Our music has also been used as social commentary as evidenced by the songs sung by reggae artists, rappers, calypsonians and R&B singers. Some of the best examples of social commentary in reggae music are Bob Marley’s Crazy Baldheads and Rat Race. Tupac Shakur, considered a poetic genius, whose life and poetry has been documented in several books and has had university courses structured to study his poems wrote and performed some of the best known social commentary rap including Changes and Letter to the President. Dr Slinger Francisco (The Mighty Sparrow) considered the world’s best calypsonian and whose social commentary is legendary has verbalized in calypso lyrics the history of Africans in the Diaspora from slavery to the present day. Who can remain unaffected by Sparrow’s poignant lyrics of his 1963 release Slave (http://www.youtube.com/watch?v=BRtBUjINgrE)? Sparrow also entertained and edutained with his social commentary on education “Dan is the man in the van,” Caribbean politics “Federation,” Trinidadian politics “William the Conqueror,” American politics “Martin Luther King for President” and “Barack the Magnificent.” Several African American R&B and Jazz singers have been social commentators including the Nina Simone with Mississippi Goddam, Four Women and Young, gifted and Black; Sam Cooke with A Change is gonna come; Edwin Starr with War, Stevie Wonder with Village Ghetto Land and Marvin Gaye with Make me wanna holler and What’s going on?

As we celebrate another Black Music Month it is important to remember that our music began on the African continent with the drums, the poets, the griots etc., before those sounds were transported on the slave ships with our enslaved ancestors. Since then we have been improvising and giving voice to our joys and sorrows in whatever language our enslavers and oppressors forced on us. Africans have revolutionized the music of the world. We in the Diaspora may not speak an African language but the music of our ancestors remain with us. The Sound That Jazz Makes published in 2000, written by Carole Boston Weatherford and beautifully illustrated by Eric Velasquez can be used to educate our children about the history of the music to which they listen today.
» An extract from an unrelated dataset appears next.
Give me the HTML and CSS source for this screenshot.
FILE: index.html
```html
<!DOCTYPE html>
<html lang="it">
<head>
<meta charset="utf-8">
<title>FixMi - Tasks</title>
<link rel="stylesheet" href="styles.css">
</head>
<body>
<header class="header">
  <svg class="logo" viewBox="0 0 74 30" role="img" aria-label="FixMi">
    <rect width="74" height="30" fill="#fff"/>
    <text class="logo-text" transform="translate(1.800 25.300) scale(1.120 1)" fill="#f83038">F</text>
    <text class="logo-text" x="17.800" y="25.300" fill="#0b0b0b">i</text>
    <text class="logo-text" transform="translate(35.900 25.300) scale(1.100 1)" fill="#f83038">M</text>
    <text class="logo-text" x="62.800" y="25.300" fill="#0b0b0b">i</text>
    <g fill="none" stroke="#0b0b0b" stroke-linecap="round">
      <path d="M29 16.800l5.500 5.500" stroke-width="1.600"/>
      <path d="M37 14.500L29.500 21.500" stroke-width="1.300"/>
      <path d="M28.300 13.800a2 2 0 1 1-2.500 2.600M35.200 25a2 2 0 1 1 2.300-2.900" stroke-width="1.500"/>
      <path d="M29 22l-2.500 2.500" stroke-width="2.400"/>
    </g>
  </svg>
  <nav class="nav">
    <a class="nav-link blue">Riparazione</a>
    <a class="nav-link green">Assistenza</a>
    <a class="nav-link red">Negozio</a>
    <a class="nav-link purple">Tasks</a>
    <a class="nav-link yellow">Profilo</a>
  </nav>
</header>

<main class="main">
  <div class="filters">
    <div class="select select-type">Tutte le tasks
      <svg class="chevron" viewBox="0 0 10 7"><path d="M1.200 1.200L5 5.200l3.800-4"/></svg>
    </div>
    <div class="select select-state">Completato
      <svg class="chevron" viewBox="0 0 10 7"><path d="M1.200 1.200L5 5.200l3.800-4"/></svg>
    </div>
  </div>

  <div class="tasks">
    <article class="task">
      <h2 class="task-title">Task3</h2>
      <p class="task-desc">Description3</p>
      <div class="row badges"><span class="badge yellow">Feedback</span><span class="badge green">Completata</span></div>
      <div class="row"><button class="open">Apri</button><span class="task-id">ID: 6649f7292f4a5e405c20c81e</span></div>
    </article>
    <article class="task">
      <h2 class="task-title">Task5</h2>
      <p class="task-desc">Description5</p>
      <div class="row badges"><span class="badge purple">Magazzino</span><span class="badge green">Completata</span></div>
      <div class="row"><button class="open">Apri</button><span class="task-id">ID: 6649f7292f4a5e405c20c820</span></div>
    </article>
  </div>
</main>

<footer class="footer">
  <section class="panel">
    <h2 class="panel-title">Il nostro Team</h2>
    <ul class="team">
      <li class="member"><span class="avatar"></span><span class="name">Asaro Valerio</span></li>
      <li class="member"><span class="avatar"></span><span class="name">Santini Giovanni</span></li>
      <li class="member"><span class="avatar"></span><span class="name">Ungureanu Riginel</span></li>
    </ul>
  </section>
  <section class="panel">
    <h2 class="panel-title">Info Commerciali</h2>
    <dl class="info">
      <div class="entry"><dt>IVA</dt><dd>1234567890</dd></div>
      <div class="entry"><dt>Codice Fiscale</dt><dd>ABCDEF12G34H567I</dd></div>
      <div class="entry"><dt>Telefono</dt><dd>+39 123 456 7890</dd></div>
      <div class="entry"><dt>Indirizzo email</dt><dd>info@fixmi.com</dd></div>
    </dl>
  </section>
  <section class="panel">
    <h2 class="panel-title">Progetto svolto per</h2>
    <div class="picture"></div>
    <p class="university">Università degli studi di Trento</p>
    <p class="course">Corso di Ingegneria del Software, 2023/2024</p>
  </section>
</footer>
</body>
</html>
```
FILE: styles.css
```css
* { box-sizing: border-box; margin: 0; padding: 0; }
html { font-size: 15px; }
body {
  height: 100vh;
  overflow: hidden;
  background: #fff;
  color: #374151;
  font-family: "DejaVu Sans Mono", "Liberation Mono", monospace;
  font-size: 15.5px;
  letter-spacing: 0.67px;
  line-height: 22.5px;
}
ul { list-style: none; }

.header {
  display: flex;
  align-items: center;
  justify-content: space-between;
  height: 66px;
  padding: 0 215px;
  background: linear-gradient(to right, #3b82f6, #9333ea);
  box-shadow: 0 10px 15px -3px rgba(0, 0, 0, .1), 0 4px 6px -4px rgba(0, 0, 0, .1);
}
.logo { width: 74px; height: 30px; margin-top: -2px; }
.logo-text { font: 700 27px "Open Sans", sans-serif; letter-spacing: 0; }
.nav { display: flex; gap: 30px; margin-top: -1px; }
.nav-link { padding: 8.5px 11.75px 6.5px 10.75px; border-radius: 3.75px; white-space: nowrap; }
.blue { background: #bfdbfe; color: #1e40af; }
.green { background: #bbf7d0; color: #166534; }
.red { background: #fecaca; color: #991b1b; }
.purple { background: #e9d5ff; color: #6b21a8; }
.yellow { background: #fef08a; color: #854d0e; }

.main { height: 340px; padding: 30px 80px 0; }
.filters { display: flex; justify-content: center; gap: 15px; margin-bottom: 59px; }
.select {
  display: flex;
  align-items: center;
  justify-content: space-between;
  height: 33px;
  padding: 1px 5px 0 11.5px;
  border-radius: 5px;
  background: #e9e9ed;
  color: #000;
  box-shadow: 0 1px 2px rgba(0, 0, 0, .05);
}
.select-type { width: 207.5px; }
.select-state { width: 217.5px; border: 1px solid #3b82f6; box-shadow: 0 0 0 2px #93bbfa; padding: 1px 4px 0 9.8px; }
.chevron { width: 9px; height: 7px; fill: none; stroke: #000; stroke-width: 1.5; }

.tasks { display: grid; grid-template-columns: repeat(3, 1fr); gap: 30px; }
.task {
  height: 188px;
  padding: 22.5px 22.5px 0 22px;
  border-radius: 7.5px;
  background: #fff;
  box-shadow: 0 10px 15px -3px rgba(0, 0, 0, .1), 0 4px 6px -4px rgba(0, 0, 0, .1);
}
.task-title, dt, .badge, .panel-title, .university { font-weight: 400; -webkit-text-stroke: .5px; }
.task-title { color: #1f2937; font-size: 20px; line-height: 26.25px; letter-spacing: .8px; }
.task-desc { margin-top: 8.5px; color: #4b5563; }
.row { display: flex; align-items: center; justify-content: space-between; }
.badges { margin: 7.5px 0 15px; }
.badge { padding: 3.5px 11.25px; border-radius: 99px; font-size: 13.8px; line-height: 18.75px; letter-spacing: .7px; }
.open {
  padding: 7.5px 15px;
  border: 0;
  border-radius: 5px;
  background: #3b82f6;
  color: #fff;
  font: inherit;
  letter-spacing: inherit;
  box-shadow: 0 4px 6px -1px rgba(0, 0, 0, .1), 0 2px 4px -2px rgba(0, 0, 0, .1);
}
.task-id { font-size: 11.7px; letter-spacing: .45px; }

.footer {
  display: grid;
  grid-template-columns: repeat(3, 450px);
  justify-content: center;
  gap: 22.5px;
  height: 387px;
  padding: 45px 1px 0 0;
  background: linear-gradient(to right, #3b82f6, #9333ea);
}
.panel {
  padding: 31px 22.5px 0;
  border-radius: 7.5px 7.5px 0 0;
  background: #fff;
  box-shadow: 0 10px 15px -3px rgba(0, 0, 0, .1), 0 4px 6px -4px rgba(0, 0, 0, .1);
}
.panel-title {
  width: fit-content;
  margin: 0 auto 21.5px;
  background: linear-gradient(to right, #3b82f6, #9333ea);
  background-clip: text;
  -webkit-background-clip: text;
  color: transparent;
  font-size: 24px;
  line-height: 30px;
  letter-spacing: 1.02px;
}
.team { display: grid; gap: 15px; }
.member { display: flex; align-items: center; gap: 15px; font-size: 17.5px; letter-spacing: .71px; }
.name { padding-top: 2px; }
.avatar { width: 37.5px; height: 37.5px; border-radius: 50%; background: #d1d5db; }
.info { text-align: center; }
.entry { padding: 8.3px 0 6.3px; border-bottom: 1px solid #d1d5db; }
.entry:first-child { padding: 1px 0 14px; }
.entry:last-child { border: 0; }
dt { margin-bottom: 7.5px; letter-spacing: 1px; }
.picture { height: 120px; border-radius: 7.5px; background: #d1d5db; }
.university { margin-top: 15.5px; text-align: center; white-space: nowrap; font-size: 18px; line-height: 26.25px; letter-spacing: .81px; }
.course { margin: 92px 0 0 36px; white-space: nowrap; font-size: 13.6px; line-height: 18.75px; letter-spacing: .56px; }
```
The Sound That Jazz Makes begins with: “This is Africa where rhythm abounds/and music springs from nature sounds,/played on a drum carved from a tree/that grew in a forest of ebony." The history of Africans and the music is traced from the continent through the centuries of slavery, emancipation and through to today’s most recent genre rap music. Each two page spread focuses on a musical genre that was created by African Americans: "This is the field where slaves turned the soil,/ and chanted of freedom while they toiled/ to pass the message, through secret codes,/ of stealing away on pitch-dark roads." Ragtime, blues, Dixieland, gospel, swing and be-bop all receive mention on the way to the triumphant conclusion: "Jazz is a downbeat born in our nation,/ chords of struggle and jubilation,/ bursting forth from hearts set free/ in notes that echo history." The book suitable for children as young as three years old that begins with an African drum beat ends with a rapper who still hears "-the age-old, far-off beat/of Africa drumming on every street." This is an excellent reminder of who we are regardless of where we were born or where we live. As Peter Tosh sang in his 1977 released African: “Don't care where you come from, As long as you're a black man you're an African. Don't mind your nationality, you have got the identity, of an African.” June is Black Music Month!